Problem Description

You have a collection of apples and a basket that can hold a maximum weight of 5000 units.

You're given an integer array weight where weight[i] represents the weight of the i-th apple. Your task is to determine the maximum number of apples you can put in the basket without exceeding its weight capacity.

For example, if you have apples with weights [100, 200, 150, 1000] and your basket can carry up to 5000 units, you can put all 4 apples in the basket since their total weight is 1450, which is less than 5000.

The key insight is that to maximize the number of apples, you should prioritize lighter apples first. The solution sorts the apples by weight in ascending order and keeps adding them to the basket until adding another apple would exceed the 5000 unit limit. At that point, it returns the count of apples successfully added. If all apples fit within the weight limit, it returns the total number of apples.

Intuition

When faced with a constraint on total weight and the goal of maximizing count, a natural strategy emerges: prioritize the lightest items first. This is a classic greedy approach.

Think of it like packing for a trip with a weight limit on your luggage. If you want to bring as many items as possible, you'd pack your lightest items first - socks before shoes, t-shirts before jackets. The same principle applies here with apples.

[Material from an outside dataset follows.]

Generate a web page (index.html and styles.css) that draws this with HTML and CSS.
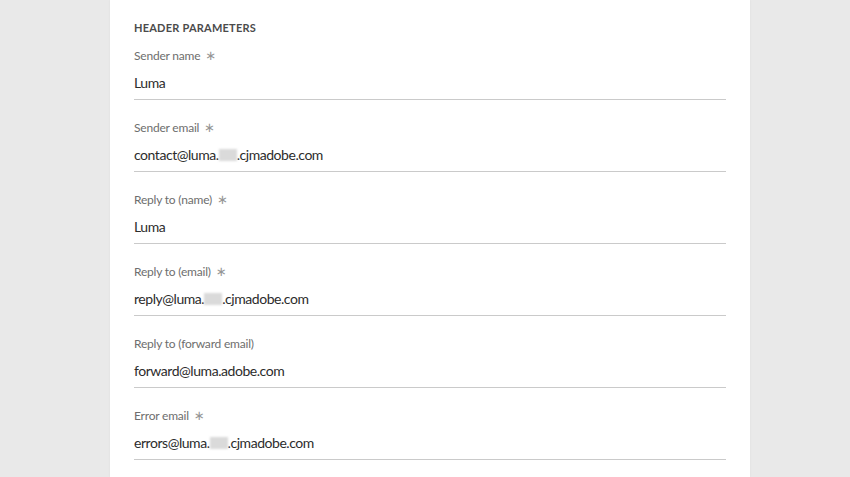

By sorting the apples from lightest to heaviest, we ensure that we're always making the locally optimal choice at each step. Each time we add an apple to the basket, we're adding the lightest available apple, which leaves us with the maximum possible remaining capacity for future apples.

The beauty of this approach is that the local optimal choices lead to a global optimum. Why? Because if we were to swap any included light apple with an excluded heavier apple, we'd either exceed the weight limit or reduce the total count of apples we can carry.

The implementation becomes straightforward: sort the array, then iterate through it while keeping a running sum of weights. As soon as adding the next apple would exceed 5000 units, we stop and return the count. If we can add all apples without exceeding the limit, we return the total count.

This greedy strategy works because there's no benefit to choosing heavier apples over lighter ones when our only goal is to maximize quantity, not value or any other property.

Learn more about Greedy and Sorting patterns.

Solution Approach

The implementation follows a straightforward greedy algorithm that consists of two main steps:

Step 1: Sort the weights

weight.sort()

We sort the weight array in ascending order. This ensures we process apples from lightest to heaviest. Python's built-in sort() method uses Timsort, which has a time complexity of O(n log n).

Step 2: Accumulate weights until limit is exceeded

s = 0
for i, x in enumerate(weight):
    s += x
    if s > 5000:
        return i
return len(weight)

We iterate through the sorted array while maintaining a running sum s of the weights added so far. The enumerate() function gives us both the index i and the weight value x for each apple.

For each apple:

• Add its weight to the running sum s
• Check if the total weight exceeds 5000
• If it does, return the current index i, which represents the number of apples we successfully added before this one
• If we complete the loop without exceeding the limit, return len(weight), meaning all apples fit in the basket

Time Complexity: O(n log n) where n is the number of apples, dominated by the sorting operation.

Space Complexity: O(1) if we consider the sort operation to be in-place (though technically Python's sort uses O(n) auxiliary space in the worst case).

The algorithm guarantees the maximum number of apples because by always choosing the lightest available apple, we minimize the weight added at each step, leaving maximum capacity for additional apples.

Example Walkthrough

Let's walk through a concrete example with apples having weights [900, 950, 800, 1000, 700, 1800] and our basket capacity of 5000 units.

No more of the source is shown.